Was I ever "good"? Sometimes, I believe I was. I've been out of the "game" so long. I haven't even been published in what, three years? And I haven't even sought out freelance gigs in that time because I've come to doubt everything I write. Nobody would hire me. This shit is horrible.

I'm being honest here. I don't know why I write this blog. Sometimes I feel like I'm overflowing with delusions of grandeur, like I'm some gifted, brilliant writer with this hugely popular blog. One where people see it update in their Google Reader and instantly flock to it. One where people tell their friends, "Holy shit, this girl is hilarious." One with links to it from sites far and wide. I don't know. I think I know of like five people who actually read this, and at least two are related to me, the rest are personal friends or friends of personal friends. So I don't know who I'm writing for. Me? I don't know. I have no idea what I'm talking about.

Writing, for me, feels like a hopeless one-way love affair that I am never going to win.

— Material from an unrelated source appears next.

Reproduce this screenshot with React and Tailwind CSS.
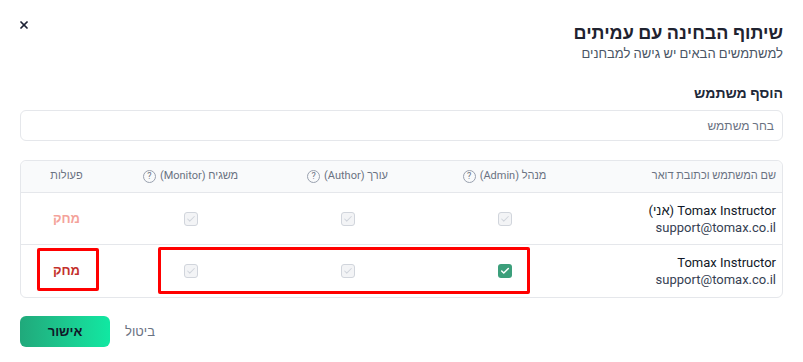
import React from "react";
import { X, Check } from "lucide-react";

const rows = [
    { name: "Tomax Instructor (אני)", email: "support@tomax.co.il", admin: false, self: true },
    { name: "Tomax Instructor", email: "support@tomax.co.il", admin: true, self: false },
];

const cols = "grid grid-cols-[1fr_157px_157px_157px_91px]";

const Help = () => (
    <span className="inline-flex items-center justify-center w-[13px] h-[13px] rounded-full border border-gray-400 text-gray-500 text-[9px] leading-none">
        ?
    </span>
);

const Box = ({ checked }) =>
    checked ? (
        <span className="w-[14px] h-[14px] rounded-[3px] bg-[#3c9f7b] flex items-center justify-center">
            <Check size={10} strokeWidth={3.5} className="text-white" />
        </span>
    ) : (
        <span className="w-[14px] h-[14px] rounded-[3px] border border-gray-300 bg-gray-100 flex items-center justify-center">
            <Check size={10} strokeWidth={2.5} className="text-gray-300" />
        </span>
    );

const App = () => {
    return (
        <div
            dir="rtl"
            className="relative w-[803px] h-[362px] bg-white px-5 pt-[21px] text-gray-900"
            style={{ fontFamily: "Roboto, 'Liberation Sans', sans-serif" }}
        >
            <button className="absolute left-[18px] top-[19px] text-[#1e2235]">
                <X size={12} strokeWidth={3.5} />
            </button>

            <h2 className="text-[18px] font-bold leading-6 text-[#1f2330]">שיתוף הבחינה עם עמיתים</h2>
            <p className="text-[13px] leading-[18px] text-gray-600">למשתמשים הבאים יש גישה למבחנים</p>

            <p className="mt-[20px] text-sm leading-5 font-bold text-gray-800">הוסף משתמש</p>
            <div className="mt-[7px] h-[31px] rounded-md border border-gray-200 flex items-center px-2 text-[12px] text-gray-500">
                בחר משתמש
            </div>

            <div className="mt-[19px] rounded-md border border-gray-200">
                <div className={`${cols} h-[32px] items-center bg-gray-50 border-b border-gray-200 text-[11px] text-gray-500 rounded-t-md`}>
                    <div className="pr-[6px]">שם המשתמש וכתובת דואר</div>
                    <div className="flex items-center justify-center gap-1">
                        מנהל (Admin) <Help />
                    </div>
                    <div className="flex items-center justify-center gap-1">
                        עורך (Author) <Help />
                    </div>
                    <div className="flex items-center justify-center gap-1">
                        משגיח (Monitor) <Help />
                    </div>
                    <div className="text-center">פעולות</div>
                </div>

                {rows.map((r, i) => (
                    <div
                        key={i}
                        className={`${cols} relative h-[52px] items-center text-[13px] ${i === 0 ? "border-b border-gray-200" : ""}`}
                    >
                        <div className="pr-[6px] leading-[17px]">
                            <div className="text-gray-900">{r.name}</div>
                            <div className="text-gray-700">{r.email}</div>
                        </div>
                        <div className="flex justify-center">
                            <Box checked={r.admin} />
                        </div>
                        <div className="flex justify-center">
                            <Box />
                        </div>
                        <div className="flex justify-center">
                            <Box />
                        </div>
                        <div className={`text-center font-bold ${r.self ? "text-[#f4a29a]" : "text-[#c4302b]"}`}>
                            מחק
                        </div>
                        {i === 1 && (
                            <>
                                <span className="absolute left-[16px] top-[3px] w-[62px] h-[43px] border-[3px] border-[#ff0000] rounded-[2px]" />
                                <span className="absolute left-[137px] top-[2px] w-[372px] h-[47px] border-[3px] border-[#ff0000] rounded-[2px]" />
                            </>
                        )}
                    </div>
                ))}
            </div>

            <div className="mt-[18px] flex items-center justify-end gap-[15px]">
                <button className="text-[13px] text-gray-500">ביטול</button>
                <button className="w-[90px] h-[31px] rounded-md bg-gradient-to-r from-[#20a97b] to-[#10e8a2] text-[13px] font-bold text-gray-900">
                    אישור
                </button>
            </div>
        </div>
    );
};

export default App;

Even when I was writing regularly, to see my stuff in actual ink, it was a temperamental process. People who worked in the newsroom with me, or random friends who would be witness to my writing process, were used to my full-out tantrums while I would write. I'd get two paragraphs, furiously delete, scream obscenities and threaten to change my major, storm off and smoke a bowl, write six more paragraphs. Rinse, repeat. It took me hours to write simple columns and blogs. I was, and am, that cripplingly insecure about my writing.

So why do I do it? Why am I so masochistic? And I think the better question is, aren't we all? Aren't all writers a little masochistic? I have never met a truly egotistical writer. Find me a writer who truly thinks everything he/she writes is golden and epic, and I will find someone who is completely and utterly full of shit. We're a self-loathy bunch, we writers. And I guess I can't count myself too far out of the game when I still consider myself to be one.

Someday it'll make sense, and someday I'll actually keep up with this blog and make it entertaining, be it shitty posts, insightful posts, or funny shit that keeps you coming back for more. But in the meantime, bear with me while I'm pissy and writer's blocky.